Summary
In Debnam, the defendant executed a waiver of assigned counsel at a pre-trial hearing and sought to hire his own attorney.
Summary of this case from State v. McClureOpinion
No. COA04-502
Filed 1 March 2005
Criminal Law — waiver of right to counsel — statutory procedure
A probation revocation was reversed and remanded where defendant waived his right to assigned counsel in writing and informed the court that he wanted to represent himself, but the trial court did not advise defendant of the consequences of his decision or the "nature of the charges and proceedings and the range of permissible punishments." N.C. Gen. Stat. § 15A-1242(3) (2003).
Judge STEELMAN dissenting.
Appeal by defendant from judgments entered 15 December 2003 by Judge Abraham P. Jones in Wake County Superior Court. Heard in the Court of Appeals 3 January 2005.
Attorney General Roy Cooper, by Assistant Attorney General Caroline Farmer, for the State. Sue Genrich Berry for defendant-appellant.
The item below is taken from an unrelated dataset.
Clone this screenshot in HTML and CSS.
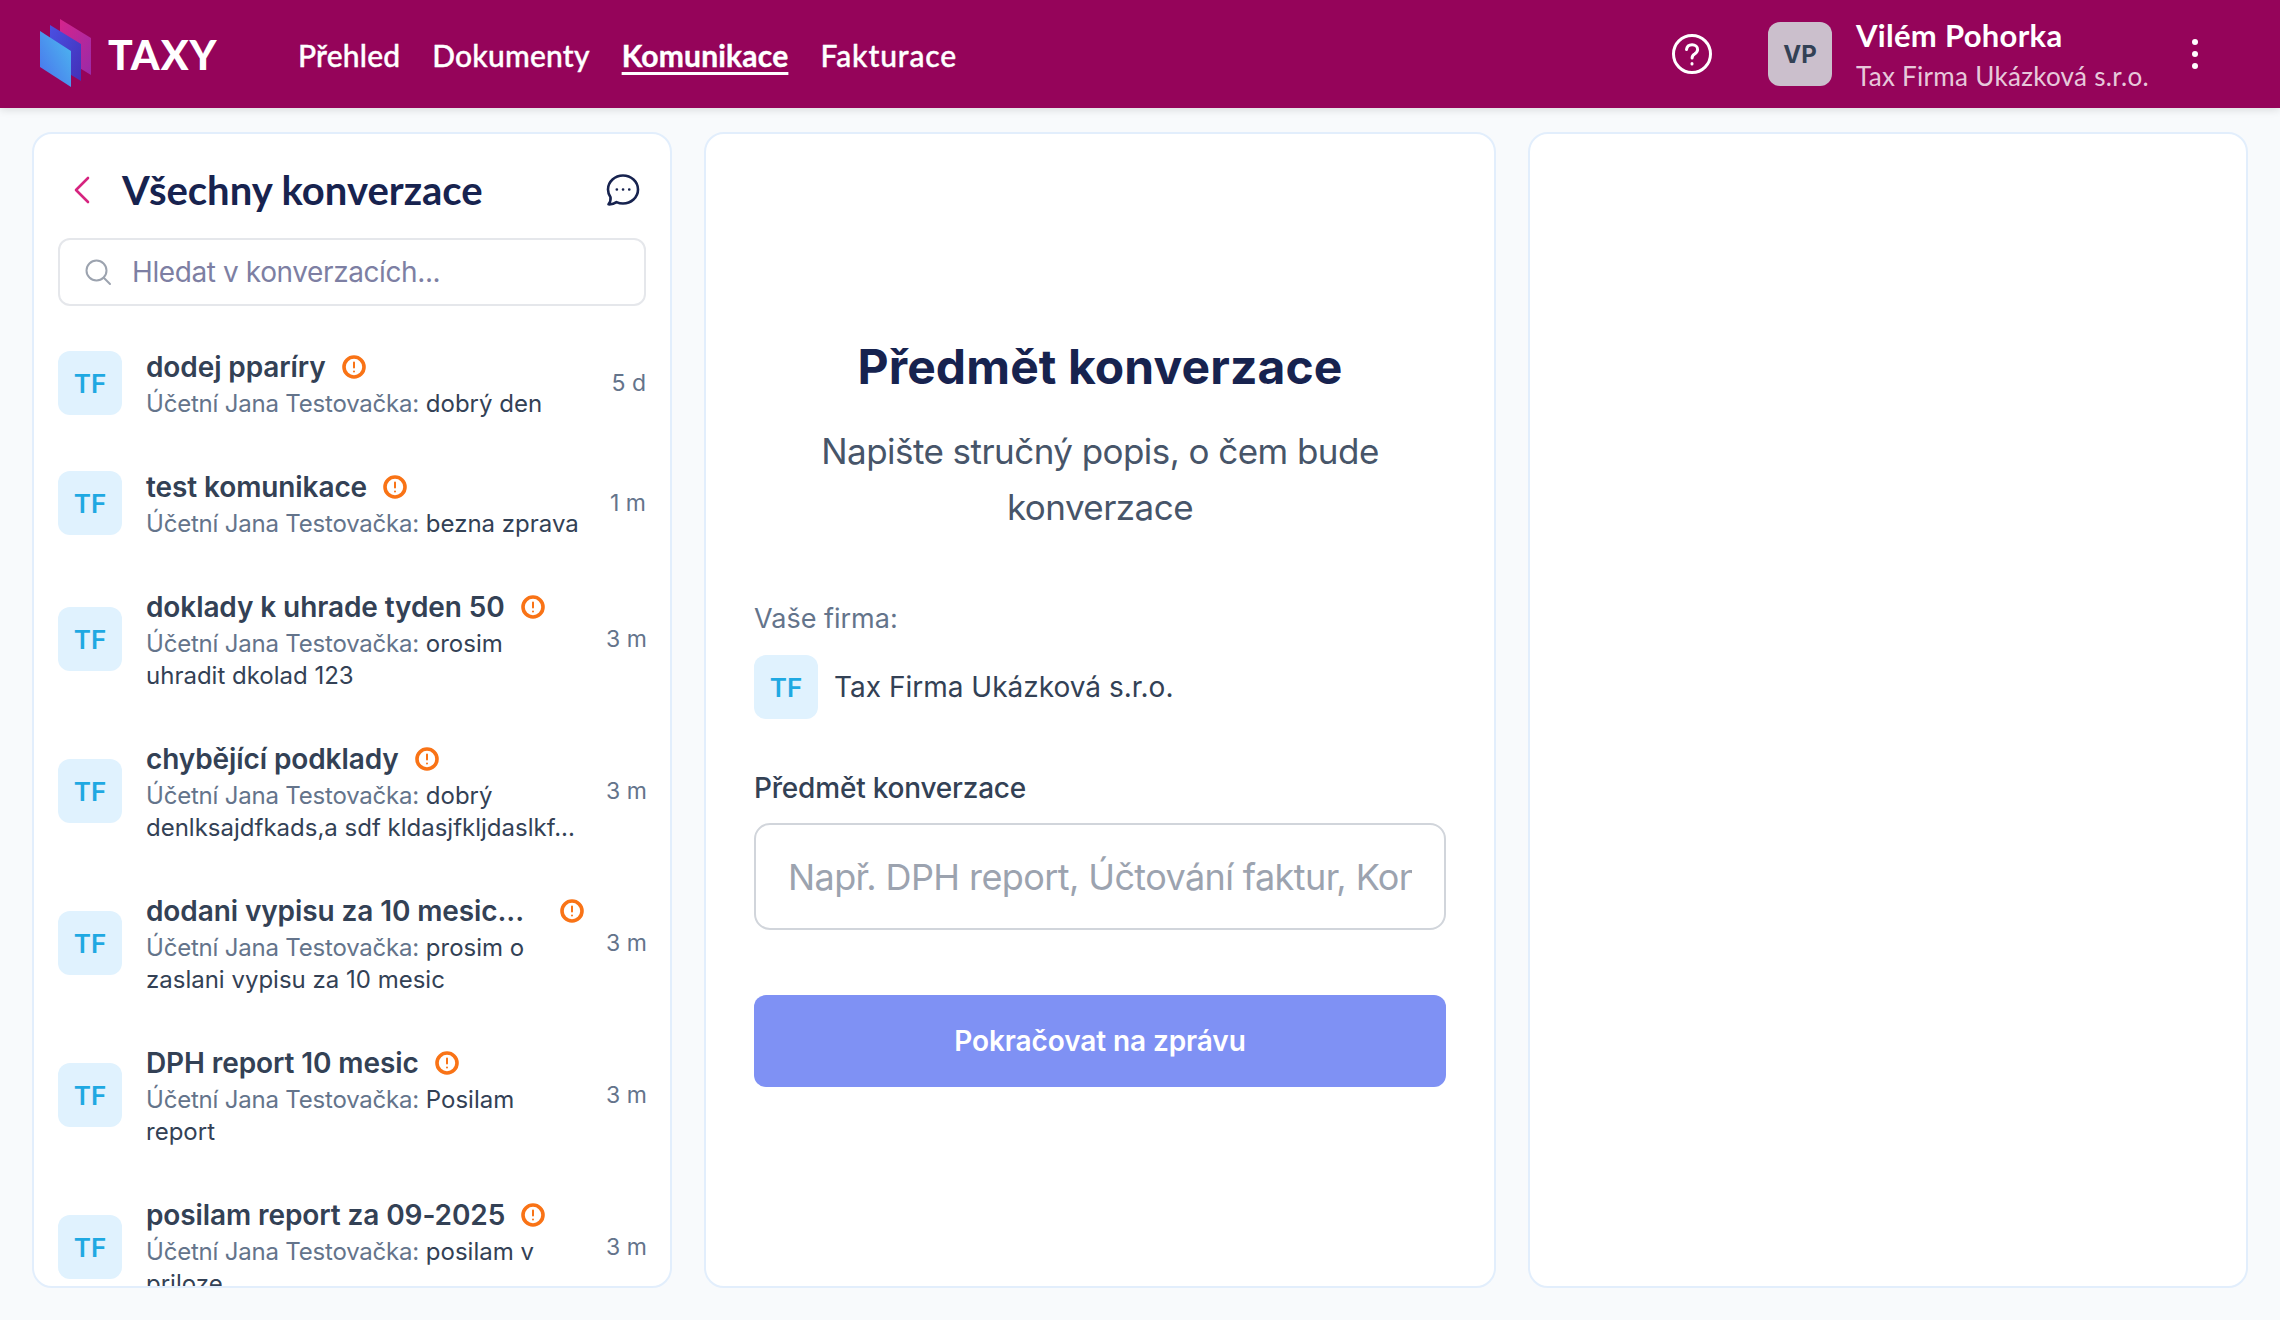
FILE: index.html
```html
<!DOCTYPE html>
<html lang="cs">
<head>
    <meta charset="UTF-8">
    <title>Taxy - Komunikace</title>
    <link rel="stylesheet" href="styles.css">
</head>
<body>
    <!-- Top bar -->
    <header class="topbar">
        <div class="brand">
            <svg class="brand-mark" width="54" height="70" viewBox="0 0 54 70">
                <defs>
                    <linearGradient id="markPink" x1="0" y1="0" x2="1" y2="1">
                        <stop offset="0" stop-color="#d6248c"/>
                        <stop offset="1" stop-color="#9a2aa8"/>
                    </linearGradient>
                    <linearGradient id="markBlue" x1="0" y1="0" x2="1" y2="1">
                        <stop offset="0" stop-color="#4a50e2"/>
                        <stop offset="1" stop-color="#4330b8"/>
                    </linearGradient>
                    <linearGradient id="markCyan" x1="1" y1="0" x2="0" y2="1">
                        <stop offset="0" stop-color="#4cbcf0"/>
                        <stop offset="1" stop-color="#4a70ec"/>
                    </linearGradient>
                </defs>
                <polygon points="20,0 51,19 51,56 20,37" fill="url(#markPink)"/>
                <polygon points="10,6 41,25 41,62 10,43" fill="url(#markBlue)"/>
                <polygon points="0,12 31,32 31,68 0,48" fill="url(#markCyan)"/>
            </svg>
            <span class="brand-name">TAXY</span>
        </div>
        <nav class="nav">
            <a class="nav-link">Přehled</a>
            <a class="nav-link">Dokumenty</a>
            <a class="nav-link active">Komunikace</a>
            <a class="nav-link">Fakturace</a>
        </nav>
        <div class="topbar-right">
            <svg class="help-icon" width="42" height="42" viewBox="0 0 42 42" fill="none" stroke="#fff" stroke-width="3" stroke-linecap="round">
                <circle cx="21" cy="21" r="18.5"/>
                <path d="M15.5 16.5c.4-3 2.6-4.8 5.6-4.8 3.2 0 5.5 2 5.5 4.8 0 2.2-1.2 3.3-3 4.500-1.600 1-2.500 2-2.500 4"/>
                <path d="M21 30.500v.5"/>
            </svg>
            <div class="user-avatar">VP</div>
            <div class="user-info">
                <div class="user-name">Vilém Pohorka</div>
                <div class="user-company">Tax Firma Ukázková s.r.o.</div>
            </div>
            <div class="kebab"><span></span><span></span><span></span></div>
        </div>
    </header>

    <main class="content">
        <!-- Conversations -->
        <section class="card sidebar">
            <div class="sidebar-head">
                <svg class="back-icon" width="18" height="28" viewBox="0 0 18 28" fill="none" stroke="#d6247f" stroke-width="2.600" stroke-linecap="round" stroke-linejoin="round">
                    <path d="M15 2 3 14l12 12"/>
                </svg>
                <h2>Všechny konverzace</h2>
                <svg class="chat-icon" width="34" height="34" viewBox="0 0 34 34" fill="none" stroke="#17234f" stroke-width="2.600" stroke-linecap="round" stroke-linejoin="round">
                    <path d="M17 2.500C9 2.500 2 8.500 2 16.500c0 3 1 5.600 2.500 7.800.4 2.500-.4 5-2 7 3 .2 5.800-.6 8-2.200 2 .9 4.200 1.400 6.500 1.400 8 0 15-6 15-14S25 2.500 17 2.500Z"/>
                    <path d="M10.800 16.500h.1M17 16.500h.1M23.200 16.500h.1"/>
                </svg>
            </div>
            <div class="search">
                <svg width="28" height="28" viewBox="0 0 28 28" fill="none" stroke="#9ca3af" stroke-width="2" stroke-linecap="round">
                    <circle cx="12.500" cy="12.500" r="10"/>
                    <path d="m20 20 6 6"/>
                </svg>
                <input type="text" placeholder="Hledat v konverzacích...">
            </div>
            <div class="list">
                <div class="item">
                    <div class="avatar">TF</div>
                    <div class="item-body">
                        <div class="item-title"><span>dodej pparíry</span><svg class="alert" viewBox="0 0 24 24"><circle cx="12" cy="12" r="10"/><path class="alert-mark" d="M12 7.500v5M12 16.500v.1"/></svg></div>
                        <p class="item-text"><span>Účetní Jana Testovačka:</span> dobrý den</p>
                    </div>
                    <div class="item-time">5 d</div>
                </div>
                <div class="item">
                    <div class="avatar">TF</div>
                    <div class="item-body">
                        <div class="item-title"><span>test komunikace</span><svg class="alert" viewBox="0 0 24 24"><circle cx="12" cy="12" r="10"/><path class="alert-mark" d="M12 7.500v5M12 16.500v.1"/></svg></div>
                        <p class="item-text"><span>Účetní Jana Testovačka:</span> bezna zprava</p>
                    </div>
                    <div class="item-time">1 m</div>
                </div>
                <div class="item">
                    <div class="avatar">TF</div>
                    <div class="item-body">
                        <div class="item-title"><span>doklady k uhrade tyden 50</span><svg class="alert" viewBox="0 0 24 24"><circle cx="12" cy="12" r="10"/><path class="alert-mark" d="M12 7.500v5M12 16.500v.1"/></svg></div>
                        <p class="item-text"><span>Účetní Jana Testovačka:</span> orosim uhradit dkolad 123</p>
                    </div>
                    <div class="item-time">3 m</div>
                </div>
                <div class="item">
                    <div class="avatar">TF</div>
                    <div class="item-body">
                        <div class="item-title"><span>chybějící podklady</span><svg class="alert" viewBox="0 0 24 24"><circle cx="12" cy="12" r="10"/><path class="alert-mark" d="M12 7.500v5M12 16.500v.1"/></svg></div>
                        <p class="item-text"><span>Účetní Jana Testovačka:</span> dobrý denlksajdfkads,a sdf kldasjfkljdaslkf...</p>
                    </div>
                    <div class="item-time">3 m</div>
                </div>
                <div class="item">
                    <div class="avatar">TF</div>
                    <div class="item-body">
                        <div class="item-title"><span>dodani vypisu za 10 mesic...</span><svg class="alert alert-far" viewBox="0 0 24 24"><circle cx="12" cy="12" r="10"/><path class="alert-mark" d="M12 7.500v5M12 16.500v.1"/></svg></div>
                        <p class="item-text"><span>Účetní Jana Testovačka:</span> prosim o zaslani vypisu za 10 mesic</p>
                    </div>
                    <div class="item-time">3 m</div>
                </div>
                <div class="item">
                    <div class="avatar">TF</div>
                    <div class="item-body">
                        <div class="item-title"><span>DPH report 10 mesic</span><svg class="alert" viewBox="0 0 24 24"><circle cx="12" cy="12" r="10"/><path class="alert-mark" d="M12 7.500v5M12 16.500v.1"/></svg></div>
                        <p class="item-text"><span>Účetní Jana Testovačka:</span> Posilam report</p>
                    </div>
                    <div class="item-time">3 m</div>
                </div>
                <div class="item">
                    <div class="avatar">TF</div>
                    <div class="item-body">
                        <div class="item-title"><span>posilam report za 09-2025</span><svg class="alert" viewBox="0 0 24 24"><circle cx="12" cy="12" r="10"/><path class="alert-mark" d="M12 7.500v5M12 16.500v.1"/></svg></div>
                        <p class="item-text"><span>Účetní Jana Testovačka:</span> posilam v priloze</p>
                    </div>
                    <div class="item-time">3 m</div>
                </div>
            </div>
        </section>

        <!-- New conversation form -->
        <section class="card form-card">
            <h1>Předmět konverzace</h1>
            <p class="form-lead">Napište stručný popis, o čem bude konverzace</p>
            <div class="form-label">Vaše firma:</div>
            <div class="company">
                <div class="avatar">TF</div>
                <span>Tax Firma Ukázková s.r.o.</span>
            </div>
            <label class="field-label">Předmět konverzace</label>
            <input class="field" type="text" placeholder="Např. DPH report, Účtování faktur, Konzultace">
            <button class="submit">Pokračovat na zprávu</button>
        </section>

        <section class="card"></section>
    </main>
</body>
</html>
```

FILE: styles.css
```css
* {
    margin: 0;
    padding: 0;
    box-sizing: border-box;
}

html,
body {
    height: 100%;
}

body {
    font-family: Inter, "Liberation Sans", sans-serif;
    background: #f8fafc;
    display: flex;
    flex-direction: column;
    overflow: hidden;
    color: #334155;
}

/* Top bar */
.topbar {
    height: 108px;
    flex-shrink: 0;
    background: #95045a;
    display: flex;
    align-items: center;
    padding: 0 38px 0 40px;
    box-shadow: 0 2px 8px rgba(0, 0, 0, 0.12);
    position: relative;
    z-index: 2;
}

.brand {
    display: flex;
    align-items: center;
    gap: 14px;
    width: 258px;
}

.brand-mark {
    flex-shrink: 0;
}

.brand-name {
    font-family: Lato, sans-serif;
    font-size: 41px;
    font-weight: 900;
    color: #fff;
    letter-spacing: 1px;
}

.nav {
    display: flex;
    gap: 32px;
    margin-top: 2px;
}

.nav-link {
    font-family: Lato, sans-serif;
    font-size: 30px;
    font-weight: 500;
    letter-spacing: 0.2px;
    color: #fff;
    -webkit-text-stroke: 0.4px #fff;
}

.nav-link.active {
    font-weight: 700;
    text-decoration: underline;
    text-underline-offset: 5px;
    text-decoration-thickness: 3px;
}

.nav-link:last-child {
    letter-spacing: 0.9px;
}

.topbar-right {
    margin-left: auto;
    display: flex;
    align-items: center;
}

.help-icon {
    margin-right: 55px;
}

.user-avatar {
    width: 64px;
    height: 64px;
    border-radius: 12px;
    background: #cbbfcc;
    color: #334155;
    font-size: 24px;
    font-weight: 700;
    display: flex;
    align-items: center;
    justify-content: center;
    margin-right: 24px;
}

.user-info {
    width: 292px;
    padding-top: 3px;
    white-space: nowrap;
}

.user-name {
    font-family: Lato, sans-serif;
    font-size: 31px;
    font-weight: 700;
    letter-spacing: 0.3px;
    line-height: 38px;
    color: #fff;
}

.user-company {
    font-family: Lato, sans-serif;
    font-size: 26px;
    letter-spacing: 0.3px;
    line-height: 38px;
    margin-top: 3px;
    color: rgba(255, 255, 255, 0.8);
}

.kebab {
    display: flex;
    flex-direction: column;
    gap: 6px;
    margin-left: 44px;
    margin-right: 44px;
}

.kebab span {
    width: 6px;
    height: 6px;
    border-radius: 50%;
    background: #fff;
}

/* Columns */
.content {
    flex: 1;
    min-height: 0;
    display: grid;
    grid-template-columns: 640px 792px 720px;
    gap: 32px;
    padding: 24px 32px 32px;
}

.card {
    background: #fff;
    border: 2px solid #e2eefc;
    border-radius: 20px;
    overflow: hidden;
    min-height: 0;
}

/* Sidebar */
.sidebar {
    display: flex;
    flex-direction: column;
    padding: 24px 24px 0;
}

.sidebar-head {
    height: 64px;
    display: flex;
    align-items: center;
    flex-shrink: 0;
    padding: 0 6px 0 15px;
}

.back-icon {
    flex-shrink: 0;
}

.sidebar-head h2 {
    font-family: Lato, sans-serif;
    font-size: 40px;
    font-weight: 700;
    color: #17234f;
    margin-left: 31px;
}

.chat-icon {
    margin-left: auto;
}

.search {
    height: 68px;
    margin-top: 16px;
    flex-shrink: 0;
    border: 2px solid #e5e7eb;
    border-radius: 12px;
    display: flex;
    align-items: center;
    gap: 20px;
    padding: 0 24px;
}

.search input {
    flex: 1;
    border: none;
    outline: none;
    background: none;
    font-family: inherit;
    font-size: 28px;
    letter-spacing: -0.4px;
}

.search input::placeholder {
    color: #7d7fa3;
    opacity: 1;
}

.list {
    margin-top: 16px;
}

.item {
    display: flex;
    align-items: center;
    padding: 24px 0 22px;
}

.avatar {
    width: 64px;
    height: 64px;
    flex-shrink: 0;
    border-radius: 12px;
    background: #e0f2fe;
    color: #1fa9e2;
    font-size: 26px;
    font-weight: 600;
    display: flex;
    align-items: center;
    justify-content: center;
}

.item-body {
    flex: 1;
    min-width: 0;
    margin-left: 24px;
}

.item-title {
    display: flex;
    align-items: center;
    gap: 16px;
    height: 41px;
}

.item-title span {
    font-size: 28px;
    font-weight: 600;
    letter-spacing: -0.1px;
    color: #334155;
    white-space: nowrap;
}

.alert {
    width: 24px;
    height: 24px;
    flex-shrink: 0;
    fill: none;
    stroke: #f97316;
    stroke-width: 3.600;
    stroke-linecap: round;
}

.alert-far {
    margin-left: 20px;
}

.alert-mark {
    stroke-width: 2;
}

.item-text {
    margin-top: 1px;
    font-size: 24px;
    line-height: 32px;
    color: #334155;
}

.item-text span {
    letter-spacing: -0.2px;
    color: #64748b;
}

.item-time {
    width: 40px;
    margin-left: 23px;
    flex-shrink: 0;
    text-align: right;
    white-space: nowrap;
    font-size: 23px;
    color: #64748b;
}

/* Form */
.form-card {
    padding: 0 48px;
    display: flex;
    flex-direction: column;
}

.form-card h1 {
    margin-top: 203px;
    text-align: center;
    font-size: 48px;
    letter-spacing: 0.1px;
    line-height: 60px;
    font-weight: 700;
    color: #17234f;
}

.form-lead {
    margin-top: 26px;
    padding: 0 48px;
    text-align: center;
    font-size: 35px;
    letter-spacing: -0.55px;
    line-height: 56px;
    color: #475569;
}

.form-label {
    margin-top: 66px;
    font-size: 27px;
    line-height: 36px;
    color: #64748b;
}

.company {
    display: flex;
    align-items: center;
    gap: 16px;
    margin-top: 18px;
    font-size: 28px;
    color: #334155;
}

.field-label {
    margin-top: 51px;
    font-size: 28px;
    letter-spacing: -0.2px;
    line-height: 36px;
    font-weight: 500;
    color: #334155;
}

.field {
    height: 107px;
    margin-top: 17px;
    padding: 0 32px;
    border: 2px solid #d1d5db;
    border-radius: 16px;
    outline: none;
    font-family: inherit;
    font-size: 36px;
    letter-spacing: -0.6px;
}

.field::placeholder {
    color: #9ca3af;
    opacity: 1;
}

.submit {
    height: 92px;
    margin-top: 65px;
    border: none;
    border-radius: 12px;
    background: #7f91f4;
    color: #fff;
    font-family: inherit;
    font-size: 28px;
    font-weight: 600;
    letter-spacing: -0.1px;
}
```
Defendant Andrew Debnam (defendant) pled guilty to eleven counts of obtaining property by false pretenses. The trial court sentenced defendant to four consecutive sentences of eleven to fourteen months imprisonment, each of which were suspended, and placed him on supervised probation for thirty-six months. On 14 November 2003, defendant's probation officer filed probation violation reports. Three days later, defendant executed a written waiver of counsel form, waving his right to assigned counsel, but not his right to assistance of counsel, at a preliminary hearing held in district court. On 15 December 2003, the trial court held a hearing on defendant's probation violation. After hearing testimony from defendant and defendant's probation officer, the trial court concluded that defendant had willfully and unlawfully violated the terms and conditions of his probation and activated defendant's suspended sentences. Defendant appeals.
Defendant first contends the trial court erred by allowing him to proceed pro se without conducting an inquiry as required by N.C. Gen. Stat. § 15A-1242, which provides:
A defendant may be permitted at his election to proceed in the trial of his case without the assistance of counsel only after the trial judge makes thorough inquiry and is satisfied that the defendant:
(1) Has been clearly advised of his right to the assistance of counsel, including his right to the assignment of counsel when he is so entitled;
(2) Understands and appreciates the consequences of this decision; and
(3) Comprehends the nature of the charges and proceedings and the range of permissible punishments.
N.C. Gen. Stat. § 15A-1242 (2003).
"The provisions of N.C. Gen. Stat. § 15A-1242 are mandatory where the defendant requests to proceed pro se. The execution of a written waiver is no substitute for compliance by the trial court with the statute." State v. Evans, 153 N.C. App. 313, 315, 569 S.E.2d 673, 675 (2002) (citations omitted). In Evans, this Court held that during probation revocation hearings, the trial court must conduct a full inquiry pursuant to section 15A-1242 to ensure that a defendant's waiver of counsel is knowing, intelligent, and voluntary. Id.
The following exchange occurred when defendant's probation revocation hearing was called on 15 December 2003:
[PROSECUTOR]: Mr. Debnam, have you signed a waiver already?
THE DEFENDANT: Yes, ma'am.
[PROSECUTOR]: You're going to represent yourself?
THE DEFENDANT: Yes, ma'am.
[PROSECUTOR]: Judge, he says he's signed a waiver.
THE COURT: All right. I believe him. Let's go forward.
Although the record shows that defendant executed a written waiver of counsel form waving his right to assigned counsel and informed the trial court that he wanted to represent himself, the trial court failed to advise defendant of the consequences of his decision to represent himself or the "nature of the charges and proceedings and the range of permissible punishments." N.C. Gen. Stat. § 15A-1242(3) (2003). Accordingly, the judgment of the trial court is reversed, and this matter is remanded for another probation revocation hearing. As the other assignments of error are not likely to reoccur, we do not deem it necessary to discuss them.
Reversed and remanded.
Judge HUNTER concurs.
Judge STEELMAN dissents by separate opinion.